Soon it turned out both sides were making mistakes in their assessments. That was to be expected: bureaucracies operate on the same principles - always do what you did the last time. This time things were different: the evident anxiety in Pale resulted from repeated and continuing Bosnian army success. The destruction of the ammo dumps was more painful than expected since the Bosnian Serb Army faces shortages of some types of ammunition. All that should have been considered while deciding on air strikes.

On the other hand, Karadzic and Mladic had to bear in mind that the UNPROFOR position around Sarajevo was untenable because of the systematic violations of the UN resolution. The UN had to do something. They did what seemed least painful; they hit the ammo dumps instead of places where it would hurt more.
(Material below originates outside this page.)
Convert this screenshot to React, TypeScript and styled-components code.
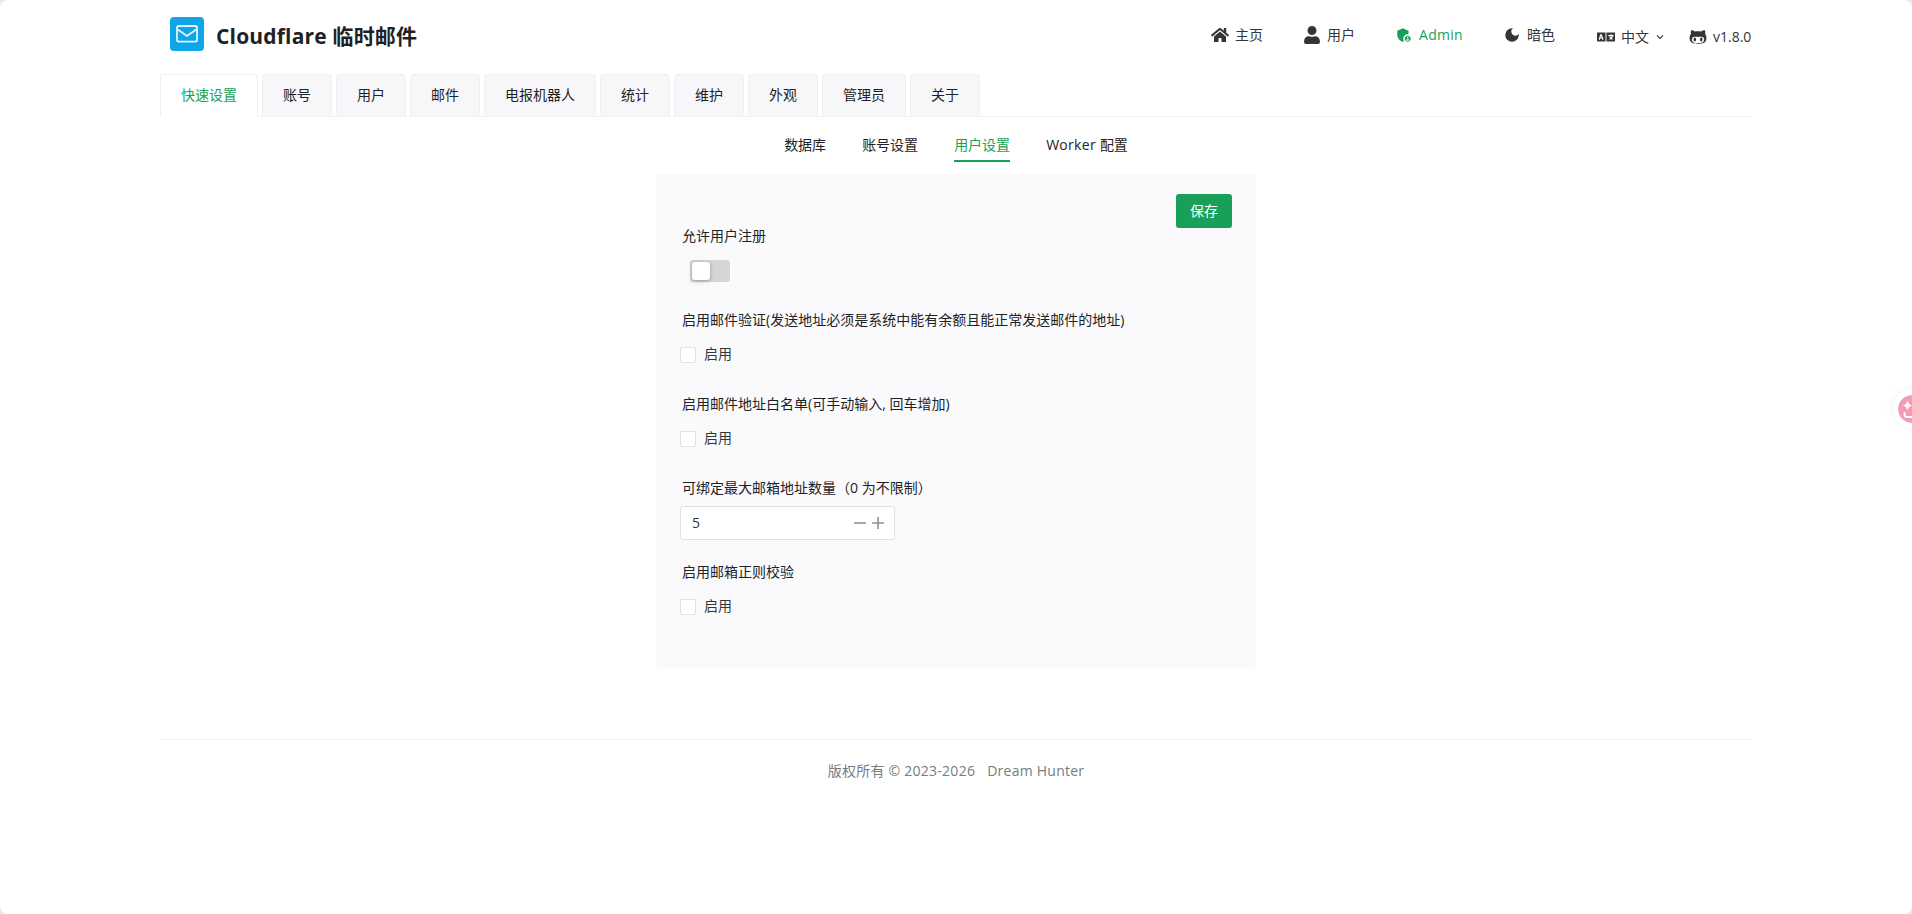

Both sides now see clearly that their assessments were wrong but it's too late. The crisis rose to a higher level where face and credibility had to be saved. The great powers relented under the dictate of political needs: Paris and London stopped threatening to withdraw their troops and sent in more men; the UN and NATO suddenly agreed on regrouping the peacekeepers in Bosnia into larger, better armed rapid intervention forces; there are at least 10,000 troops in the Adriatic at present with accompanying logistical and air support and more are on the way; the British force of 6,000 is already in Bosnia.

US hesitation doesn't mean much now; Europe is able to do what it wants. The crisis is coming to a climax; Karadzic has been warned several times of terrible consequences if something happens to the hostages; Belgrade has condemned Pale clearly; Karadzic's words ("We're not against the whole world, the world is against us," in April 1994) are now reality. The entire world is against him and he achieved it all alone.